A promoter of Mayan language and culture, José Chi Dzul studied visual arts at the Yucatán Advanced School of the Arts. He has displayed his work at the 2022 New York Latin American Art Triennial (NYLAAT), which had the theme Abya Yala: Structural Origins. He has also carried out an artistic residency in 2022 at the Spore Initiative in Berlin. In 2020, he won the Young Mexican Painting in the UK prize, organized by the UK-Mexican Arts Society. He was awarded the Young Creators scholarship from the National Fund for Culture and the Arts in 2019-2020, among others.
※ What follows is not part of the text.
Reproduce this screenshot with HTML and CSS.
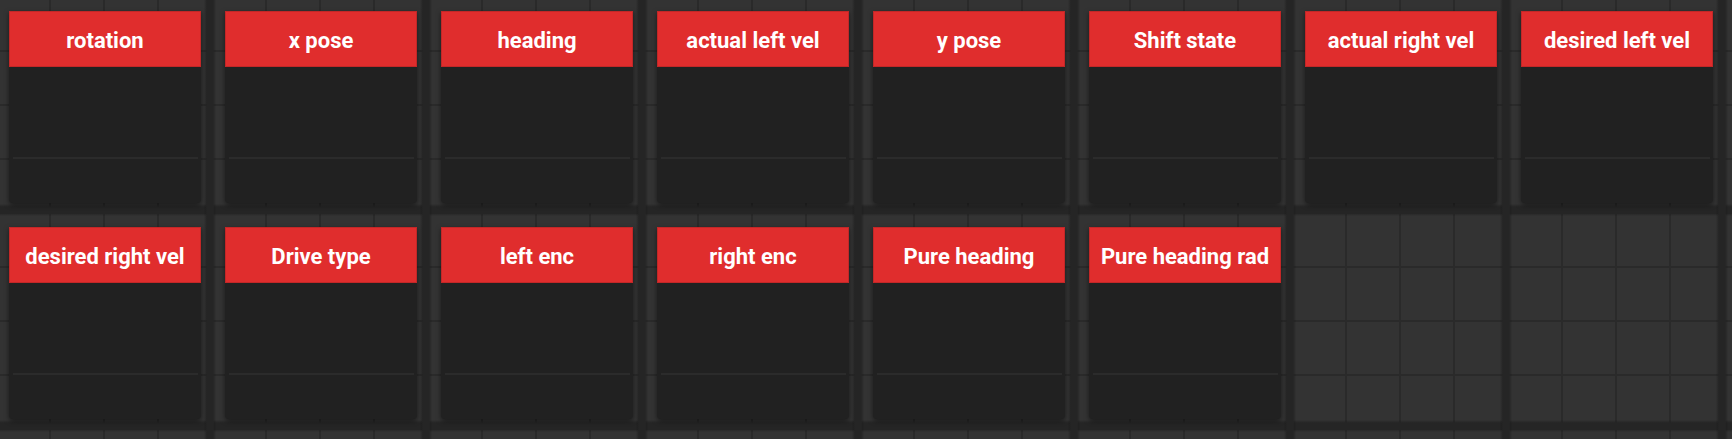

He founded the first contemporary art space in southern Yucatán, Ko’ox Túukul, Ko’ox Boom (Let’s Think, Let’s Paint), in 2019. He has participated in 40 collective and individual exhibitions and his works form part of public and private collections in Mexico and abroad.

Angelica Serech
San Juan Comalapa, Guatemala, 1982

Angélica Serech is a weaver and textile artist. She learned ancestral textile techniques and began to work with traditional huipiles from Comalapa. Her curiosity led her to explore a more personal production revolving around textile art, giving her threads life. Her experimentation has led her to break with traditions and aesthetic canons, seeking to innovate with colors and techniques that are new to the textile tradition. In Guatemala, her work has been shown at the JUANNIO auction (2020), the 22nd Paiz Art Biennial (2021), Galería Extra (2021) and La Galería Rebelde (2022). Abroad, Serech has participated in the Art Paris international art fair, represented by La Galería Rebelde, and the Art City Gallery EQUINOX Women’s Exhibition (2021) in Ventura, California.

CONCERT
THURSDAY, NOVEMBER 10
20:00 h. — ANAHUACALLI MUSEUM
La Bruja De Texcoco
San Juan Comalapa, Guatemala, 1982

After a mysterious encounter with a shaman from Texcoco, Octavio Mendoza set off on an adventure to reconcile with her feminine side through music, becoming La Bruja de Texcoco. This is the account of the singer herself, the creator of the album De brujas, peteneras y chachalacas (2019) and singles such as "El diablo y la bruja" (2021), "Alquimia" (2021) and "Nostalgia" (2022). With collaborators that include María León, Torreblanca and Rubén Albarrán, La Bruja de Texcoco is a musical and performance project that utilizes the iconography and genealogy of the Mexican tradition in order to subvert it through transfemininity.